Still, Ryding said the Fed target rate is largely "irrelevant" during the current market turmoil , with the actual overnight rate since October 16 between 0.60 and 0.93 percent for these types of interbank loans.
On Friday, the futures market was implying an 86 percent chance of a half-point cut in the funds rate to a historic low of 1.0 percent and a 14 percent chance of a cut of three-quarters of a point that would leave the rate at 0.75 percent.
"The market is convinced the Fed will do something," said Cary Leahey, senior economist at Decision Economics.
"We lean toward 25 basis points but we wouldn't be surprised to see 50. I think there would be resistance to lowering the rate below 1.0 percent."
Cutting below 1.0 percent could be seen as a sign of panic, according to some analysts, and also would remind markets of the low rates in 2003 that fueled the massive housing market bubble. Also, a low funds rate could pressure some investment firms' money market funds, which might be unable to pay interest to investors after management expenses.
Joseph LaVorgna, economist at Deutsche Bank, said he expected a half-point cut that "should embolden some investors to take risk" that would help ailing markets.
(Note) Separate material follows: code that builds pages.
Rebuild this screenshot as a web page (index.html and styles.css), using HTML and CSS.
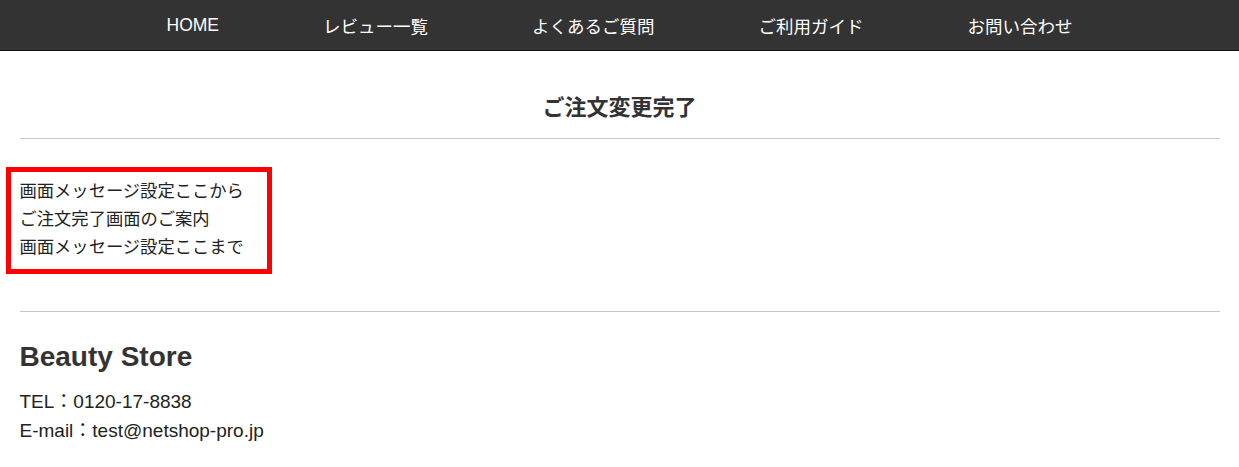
FILE: index.html
```html
<!DOCTYPE html>
<html lang="ja">
<head>
  <meta charset="UTF-8" />
  <meta name="viewport" content="width=device-width, initial-scale=1.0"/>
  <title>ご注文変更完了</title>
  <link rel="stylesheet" href="styles.css">
</head>
<body>

  <nav class="global-nav">
    <ul>
      <li><a href="#">HOME</a></li>
      <li><a href="#">レビュー一覧</a></li>
      <li><a href="#">よくあるご質問</a></li>
      <li><a href="#">ご利用ガイド</a></li>
      <li><a href="#">お問い合わせ</a></li>
    </ul>
  </nav>

  <main class="container">
    <h2 class="page-title">ご注文変更完了</h2>

    <!-- 画面メッセージ設定 -->
    <div class="message-box">
      <p>画面メッセージ設定ここから</p>
      <p>ご注文完了画面のご案内</p>
      <p>画面メッセージ設定ここまで</p>
    </div>
  </main>

  <footer class="container footer">
    <h3 class="shop-name">Beauty Store</h3>
    <p>TEL：0120-17-8838</p>
    <p>E-mail：test@netshop-pro.jp</p>
  </footer>

</body>
</html>
```

FILE: styles.css
```css
* { box-sizing: border-box; margin: 0; padding: 0; }
body {
  font-family: "Liberation Sans", "Noto Sans CJK JP", sans-serif;
  background: #fff;
  color: #333;
}
.global-nav {
  background: #333;
  border-bottom: 1px solid #111;
}
.global-nav ul {
  list-style: none;
  display: flex;
  justify-content: center;
  height: 50px;
  align-items: center;
}
.global-nav li {
  padding: 0 52px;
}
.global-nav a {
  color: #fff;
  text-decoration: none;
  font-size: 17.5px;
}
.container {
  width: 1200px;
  margin: 0 auto;
}
.page-title {
  text-align: center;
  font-size: 22px;
  line-height: 33px;
  padding: 40px 0 14px;
  border-bottom: 1px solid #c6c6c6;
}
.message-box {
  display: inline-block;
  margin: 28px 0 37px -14px;
  padding: 5px 23px 8px 9px;
  border: 5px solid #f00;
  font-size: 17.3px;
  line-height: 28px;
  color: #222;
}
.footer {
  border-top: 1px solid #c6c6c6;
  padding-top: 27px;
  font-size: 19px;
  line-height: 29px;
  color: #222;
}
.shop-name {
  font-size: 28px;
  line-height: 36px;
  margin-bottom: 12px;
  color: #333;
}
```
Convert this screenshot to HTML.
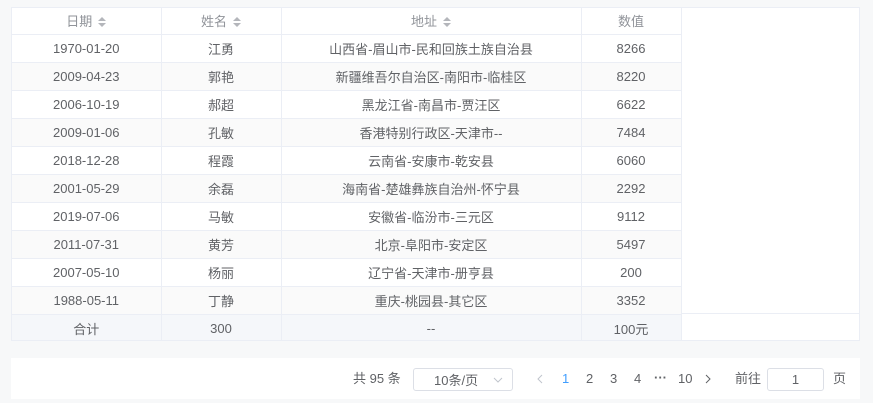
<!DOCTYPE html>
<html><head><meta charset="utf-8"><style>
*{box-sizing:border-box;margin:0;padding:0}
body{width:873px;height:403px;background:#f7f8f9;font-family:"Liberation Sans","Noto Sans CJK SC",sans-serif;font-size:13px;color:#606266;position:relative;overflow:hidden}
.tw{position:absolute;left:11px;top:7px;width:849px;height:334px;background:#fff;border:1px solid #ebeef5;border-bottom:none;overflow:hidden}
table{border-collapse:collapse;table-layout:fixed;position:absolute;left:0;top:0}
td,th{border-right:1px solid #ebeef5;border-bottom:1px solid #ebeef5;text-align:center;font-weight:normal;white-space:nowrap;overflow:hidden}
th{height:26px;color:#909399}
td{height:28px}
tr.s td{background:#fafafa}
tr.sum td{background:#f5f7fa;height:28px}
.car{display:inline-block;vertical-align:middle;margin-left:6px;width:8px;height:10px;position:relative;top:-1px}
.car:before,.car:after{content:"";position:absolute;left:0;border-left:4px solid transparent;border-right:4px solid transparent}
.car:before{top:0;border-bottom:4px solid #b4b6bb}
.car:after{bottom:0;border-top:4px solid #b4b6bb}
.pg{position:absolute;left:11px;top:358px;width:849px;height:41px;background:#fff}
.pg span{position:absolute;top:14px;line-height:14px;color:#606266}
.sel{position:absolute;left:402px;top:10px;width:100px;height:23px;border:1px solid #dcdfe6;border-radius:3px}
.inp{position:absolute;left:756px;top:10px;width:57px;height:23px;border:1px solid #dcdfe6;border-radius:3px;text-align:center;line-height:21px;color:#606266}
</style></head><body>
<div class="tw">
<table>
<colgroup><col style="width:149px"><col style="width:120px"><col style="width:300px"><col style="width:100px"></colgroup>
<tr><th>日期<i class="car"></i></th><th>姓名<i class="car"></i></th><th>地址<i class="car"></i></th><th>数值</th></tr>
<tr><td>1970-01-20</td><td>江勇</td><td>山西省-眉山市-民和回族土族自治县</td><td>8266</td></tr>
<tr class="s"><td>2009-04-23</td><td>郭艳</td><td>新疆维吾尔自治区-南阳市-临桂区</td><td>8220</td></tr>
<tr><td>2006-10-19</td><td>郝超</td><td>黑龙江省-南昌市-贾汪区</td><td>6622</td></tr>
<tr class="s"><td>2009-01-06</td><td>孔敏</td><td>香港特别行政区-天津市--</td><td>7484</td></tr>
<tr><td>2018-12-28</td><td>程霞</td><td>云南省-安康市-乾安县</td><td>6060</td></tr>
<tr class="s"><td>2001-05-29</td><td>余磊</td><td>海南省-楚雄彝族自治州-怀宁县</td><td>2292</td></tr>
<tr><td>2019-07-06</td><td>马敏</td><td>安徽省-临汾市-三元区</td><td>9112</td></tr>
<tr class="s"><td>2011-07-31</td><td>黄芳</td><td>北京-阜阳市-安定区</td><td>5497</td></tr>
<tr><td>2007-05-10</td><td>杨丽</td><td>辽宁省-天津市-册亨县</td><td>200</td></tr>
<tr class="s"><td>1988-05-11</td><td>丁静</td><td>重庆-桃园县-其它区</td><td>3352</td></tr>
<tr class="sum"><td>合计</td><td>300</td><td>--</td><td>100元</td></tr>
</table>
<div style="position:absolute;left:669px;right:0;top:305px;border-top:1px solid #ebeef5"></div>
<div style="position:absolute;left:0;right:0;bottom:0;border-top:1px solid #ebeef5"></div>
</div>
<div class="pg">
<span style="left:342px">共 95 条</span>
<div class="sel"><span style="left:20px;top:5px">10条/页</span><svg style="position:absolute;right:9px;top:8px" width="10" height="6" viewBox="0 0 10 6"><path d="M1 1l4 4 4-4" fill="none" stroke="#c0c4cc" stroke-width="1"/></svg></div>
<svg style="position:absolute;left:526px;top:16px" width="6" height="10" viewBox="0 0 6 10"><path d="M5 1L1 5l4 4" fill="none" stroke="#c0c4cc"/></svg>
<span style="left:551px;color:#409eff">1</span>
<span style="left:575px">2</span>
<span style="left:599px">3</span>
<span style="left:623px">4</span>
<span style="left:643px;font-weight:bold;top:13px">···</span>
<span style="left:667px">10</span>
<svg style="position:absolute;left:694px;top:16px" width="6" height="10" viewBox="0 0 6 10"><path d="M1 1l4 4-4 4" fill="none" stroke="#606266"/></svg>
<span style="left:724px">前往</span>
<div class="inp">1</div>
<span style="left:822px">页</span>
</div>
</body></html>
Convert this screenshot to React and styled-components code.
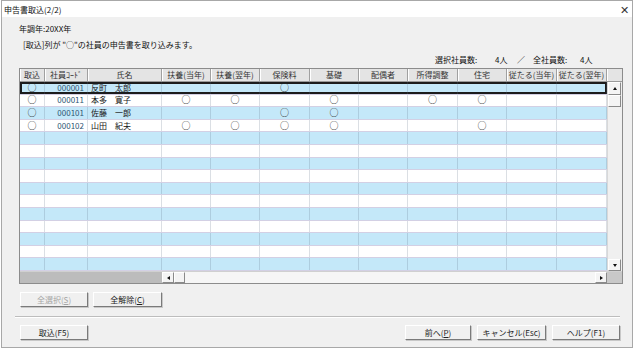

"Hopefully, the combination of excess liquidity and government guarantees will encourage investors to extend further out on the money market curve," he said.
Avery Shenfeld, senior economist at CIBC World Markets, said turbulent financial markets will be looking for something from the Fed to calm the intense volatility.
"With so much bad news already built in, there's nothing to fear but fear itself," he said.
Shenfeld said the market will likely get more downbeat economic news, and that under the circumstances, "We see the Fed as having no reason to go light on its rate cut."
"So while we favor a 50 basis point move as more likely than a 25 point trimming, markets may worry that the central bank is running out of ammo," Shenfeld added.
Leahey said the Fed will remind markets that it stands ready to take further actions if needed to stabilize conditions.
With rate cuts largely ineffective, the central banks could buy longer-term Treasury bonds in an effort to "twist the yield curve" and bring down rates affecting mortgages, Leahey said.
Fed members "feel that righting the economic and monetary ship is job number one," Leahey noted.
"They'll make sure they will remind investors they will not stand down till the job is done."